_Collected data_
================

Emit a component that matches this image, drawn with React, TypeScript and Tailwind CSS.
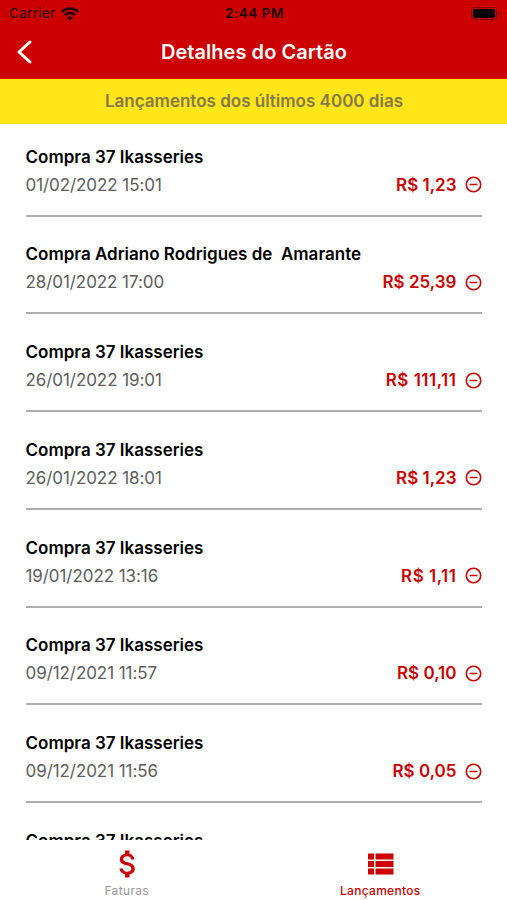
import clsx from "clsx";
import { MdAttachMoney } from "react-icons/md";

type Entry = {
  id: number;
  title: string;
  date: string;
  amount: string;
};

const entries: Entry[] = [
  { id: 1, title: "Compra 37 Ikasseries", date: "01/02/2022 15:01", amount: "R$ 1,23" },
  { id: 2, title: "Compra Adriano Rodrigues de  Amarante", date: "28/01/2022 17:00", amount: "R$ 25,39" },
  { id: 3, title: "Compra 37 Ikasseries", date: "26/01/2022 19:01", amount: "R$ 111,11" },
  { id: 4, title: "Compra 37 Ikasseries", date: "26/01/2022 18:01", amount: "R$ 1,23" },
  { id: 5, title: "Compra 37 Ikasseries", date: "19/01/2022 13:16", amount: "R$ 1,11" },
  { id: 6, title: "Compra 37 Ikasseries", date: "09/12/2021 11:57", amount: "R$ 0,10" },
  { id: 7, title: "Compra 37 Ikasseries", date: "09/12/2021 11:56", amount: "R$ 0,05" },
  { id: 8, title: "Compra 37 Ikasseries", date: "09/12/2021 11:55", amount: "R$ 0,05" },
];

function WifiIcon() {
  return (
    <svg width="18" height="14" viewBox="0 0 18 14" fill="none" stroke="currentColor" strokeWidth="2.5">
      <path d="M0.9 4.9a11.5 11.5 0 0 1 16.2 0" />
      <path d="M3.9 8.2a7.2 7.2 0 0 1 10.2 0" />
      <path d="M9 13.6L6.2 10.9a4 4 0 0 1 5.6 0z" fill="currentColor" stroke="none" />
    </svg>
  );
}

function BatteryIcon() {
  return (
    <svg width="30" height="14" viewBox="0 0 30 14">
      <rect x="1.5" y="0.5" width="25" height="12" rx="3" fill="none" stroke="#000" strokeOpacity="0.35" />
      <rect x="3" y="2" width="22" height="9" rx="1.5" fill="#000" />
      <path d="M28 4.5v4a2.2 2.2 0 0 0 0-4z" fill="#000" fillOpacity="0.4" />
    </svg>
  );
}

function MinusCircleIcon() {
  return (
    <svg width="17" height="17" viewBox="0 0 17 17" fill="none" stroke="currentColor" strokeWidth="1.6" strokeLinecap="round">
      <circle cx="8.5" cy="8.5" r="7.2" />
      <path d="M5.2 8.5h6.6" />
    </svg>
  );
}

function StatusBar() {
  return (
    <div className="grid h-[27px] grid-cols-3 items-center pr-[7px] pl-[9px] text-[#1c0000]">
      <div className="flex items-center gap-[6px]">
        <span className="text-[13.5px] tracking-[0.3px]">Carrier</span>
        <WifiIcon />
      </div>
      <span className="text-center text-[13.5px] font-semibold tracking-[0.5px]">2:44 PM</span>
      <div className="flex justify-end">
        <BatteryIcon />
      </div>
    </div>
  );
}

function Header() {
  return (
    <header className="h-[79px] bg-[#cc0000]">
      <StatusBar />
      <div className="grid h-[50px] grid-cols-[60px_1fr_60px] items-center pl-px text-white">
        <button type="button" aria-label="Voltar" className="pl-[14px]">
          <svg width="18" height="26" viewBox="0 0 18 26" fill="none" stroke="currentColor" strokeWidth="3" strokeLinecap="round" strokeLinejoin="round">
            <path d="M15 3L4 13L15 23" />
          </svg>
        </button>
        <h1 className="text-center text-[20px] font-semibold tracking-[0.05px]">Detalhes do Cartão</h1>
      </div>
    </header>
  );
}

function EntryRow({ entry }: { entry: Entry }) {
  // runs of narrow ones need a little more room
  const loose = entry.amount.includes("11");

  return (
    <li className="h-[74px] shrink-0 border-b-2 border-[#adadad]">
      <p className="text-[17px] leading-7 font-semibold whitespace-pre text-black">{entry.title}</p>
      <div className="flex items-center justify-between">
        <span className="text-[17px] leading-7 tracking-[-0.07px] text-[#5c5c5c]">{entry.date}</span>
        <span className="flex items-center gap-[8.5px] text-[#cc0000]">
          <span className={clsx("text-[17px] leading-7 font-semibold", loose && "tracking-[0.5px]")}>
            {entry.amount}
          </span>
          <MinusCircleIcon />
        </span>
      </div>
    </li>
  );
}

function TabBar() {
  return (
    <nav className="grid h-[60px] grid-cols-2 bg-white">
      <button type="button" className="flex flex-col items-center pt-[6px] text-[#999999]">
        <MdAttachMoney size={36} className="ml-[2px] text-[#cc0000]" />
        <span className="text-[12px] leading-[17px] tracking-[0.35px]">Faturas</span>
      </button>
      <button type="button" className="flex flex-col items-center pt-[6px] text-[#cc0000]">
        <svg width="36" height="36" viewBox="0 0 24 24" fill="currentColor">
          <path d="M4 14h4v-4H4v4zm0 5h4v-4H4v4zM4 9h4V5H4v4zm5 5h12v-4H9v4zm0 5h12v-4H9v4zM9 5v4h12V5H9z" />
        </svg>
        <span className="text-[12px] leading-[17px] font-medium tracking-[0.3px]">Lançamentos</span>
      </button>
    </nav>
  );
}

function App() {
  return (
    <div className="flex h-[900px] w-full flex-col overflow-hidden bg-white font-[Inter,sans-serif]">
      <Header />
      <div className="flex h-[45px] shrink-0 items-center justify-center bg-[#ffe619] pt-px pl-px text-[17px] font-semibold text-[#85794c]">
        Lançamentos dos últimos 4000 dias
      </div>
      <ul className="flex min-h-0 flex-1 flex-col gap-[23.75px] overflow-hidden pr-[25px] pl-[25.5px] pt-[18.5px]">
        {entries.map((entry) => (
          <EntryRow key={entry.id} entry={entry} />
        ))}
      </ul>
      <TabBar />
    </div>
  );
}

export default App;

================

_What the task asks_
Restate the full listing verbatim and drop every picture.

_Output for this exercise_
Emit a component that matches this image, drawn with React, TypeScript and Tailwind CSS.
import clsx from "clsx";
import { MdAttachMoney } from "react-icons/md";

type Entry = {
  id: number;
  title: string;
  date: string;
  amount: string;
};

const entries: Entry[] = [
  { id: 1, title: "Compra 37 Ikasseries", date: "01/02/2022 15:01", amount: "R$ 1,23" },
  { id: 2, title: "Compra Adriano Rodrigues de  Amarante", date: "28/01/2022 17:00", amount: "R$ 25,39" },
  { id: 3, title: "Compra 37 Ikasseries", date: "26/01/2022 19:01", amount: "R$ 111,11" },
  { id: 4, title: "Compra 37 Ikasseries", date: "26/01/2022 18:01", amount: "R$ 1,23" },
  { id: 5, title: "Compra 37 Ikasseries", date: "19/01/2022 13:16", amount: "R$ 1,11" },
  { id: 6, title: "Compra 37 Ikasseries", date: "09/12/2021 11:57", amount: "R$ 0,10" },
  { id: 7, title: "Compra 37 Ikasseries", date: "09/12/2021 11:56", amount: "R$ 0,05" },
  { id: 8, title: "Compra 37 Ikasseries", date: "09/12/2021 11:55", amount: "R$ 0,05" },
];

function WifiIcon() {
  return (
    <svg width="18" height="14" viewBox="0 0 18 14" fill="none" stroke="currentColor" strokeWidth="2.5">
      <path d="M0.9 4.9a11.5 11.5 0 0 1 16.2 0" />
      <path d="M3.9 8.2a7.2 7.2 0 0 1 10.2 0" />
      <path d="M9 13.6L6.2 10.9a4 4 0 0 1 5.6 0z" fill="currentColor" stroke="none" />
    </svg>
  );
}

function BatteryIcon() {
  return (
    <svg width="30" height="14" viewBox="0 0 30 14">
      <rect x="1.5" y="0.5" width="25" height="12" rx="3" fill="none" stroke="#000" strokeOpacity="0.35" />
      <rect x="3" y="2" width="22" height="9" rx="1.5" fill="#000" />
      <path d="M28 4.5v4a2.2 2.2 0 0 0 0-4z" fill="#000" fillOpacity="0.4" />
    </svg>
  );
}

function MinusCircleIcon() {
  return (
    <svg width="17" height="17" viewBox="0 0 17 17" fill="none" stroke="currentColor" strokeWidth="1.6" strokeLinecap="round">
      <circle cx="8.5" cy="8.5" r="7.2" />
      <path d="M5.2 8.5h6.6" />
    </svg>
  );
}

function StatusBar() {
  return (
    <div className="grid h-[27px] grid-cols-3 items-center pr-[7px] pl-[9px] text-[#1c0000]">
      <div className="flex items-center gap-[6px]">
        <span className="text-[13.5px] tracking-[0.3px]">Carrier</span>
        <WifiIcon />
      </div>
      <span className="text-center text-[13.5px] font-semibold tracking-[0.5px]">2:44 PM</span>
      <div className="flex justify-end">
        <BatteryIcon />
      </div>
    </div>
  );
}

function Header() {
  return (
    <header className="h-[79px] bg-[#cc0000]">
      <StatusBar />
      <div className="grid h-[50px] grid-cols-[60px_1fr_60px] items-center pl-px text-white">
        <button type="button" aria-label="Voltar" className="pl-[14px]">
          <svg width="18" height="26" viewBox="0 0 18 26" fill="none" stroke="currentColor" strokeWidth="3" strokeLinecap="round" strokeLinejoin="round">
            <path d="M15 3L4 13L15 23" />
          </svg>
        </button>
        <h1 className="text-center text-[20px] font-semibold tracking-[0.05px]">Detalhes do Cartão</h1>
      </div>
    </header>
  );
}

function EntryRow({ entry }: { entry: Entry }) {
  // runs of narrow ones need a little more room
  const loose = entry.amount.includes("11");

  return (
    <li className="h-[74px] shrink-0 border-b-2 border-[#adadad]">
      <p className="text-[17px] leading-7 font-semibold whitespace-pre text-black">{entry.title}</p>
      <div className="flex items-center justify-between">
        <span className="text-[17px] leading-7 tracking-[-0.07px] text-[#5c5c5c]">{entry.date}</span>
        <span className="flex items-center gap-[8.5px] text-[#cc0000]">
          <span className={clsx("text-[17px] leading-7 font-semibold", loose && "tracking-[0.5px]")}>
            {entry.amount}
          </span>
          <MinusCircleIcon />
        </span>
      </div>
    </li>
  );
}

function TabBar() {
  return (
    <nav className="grid h-[60px] grid-cols-2 bg-white">
      <button type="button" className="flex flex-col items-center pt-[6px] text-[#999999]">
        <MdAttachMoney size={36} className="ml-[2px] text-[#cc0000]" />
        <span className="text-[12px] leading-[17px] tracking-[0.35px]">Faturas</span>
      </button>
      <button type="button" className="flex flex-col items-center pt-[6px] text-[#cc0000]">
        <svg width="36" height="36" viewBox="0 0 24 24" fill="currentColor">
          <path d="M4 14h4v-4H4v4zm0 5h4v-4H4v4zM4 9h4V5H4v4zm5 5h12v-4H9v4zm0 5h12v-4H9v4zM9 5v4h12V5H9z" />
        </svg>
        <span className="text-[12px] leading-[17px] font-medium tracking-[0.3px]">Lançamentos</span>
      </button>
    </nav>
  );
}

function App() {
  return (
    <div className="flex h-[900px] w-full flex-col overflow-hidden bg-white font-[Inter,sans-serif]">
      <Header />
      <div className="flex h-[45px] shrink-0 items-center justify-center bg-[#ffe619] pt-px pl-px text-[17px] font-semibold text-[#85794c]">
        Lançamentos dos últimos 4000 dias
      </div>
      <ul className="flex min-h-0 flex-1 flex-col gap-[23.75px] overflow-hidden pr-[25px] pl-[25.5px] pt-[18.5px]">
        {entries.map((entry) => (
          <EntryRow key={entry.id} entry={entry} />
        ))}
      </ul>
      <TabBar />
    </div>
  );
}

export default App;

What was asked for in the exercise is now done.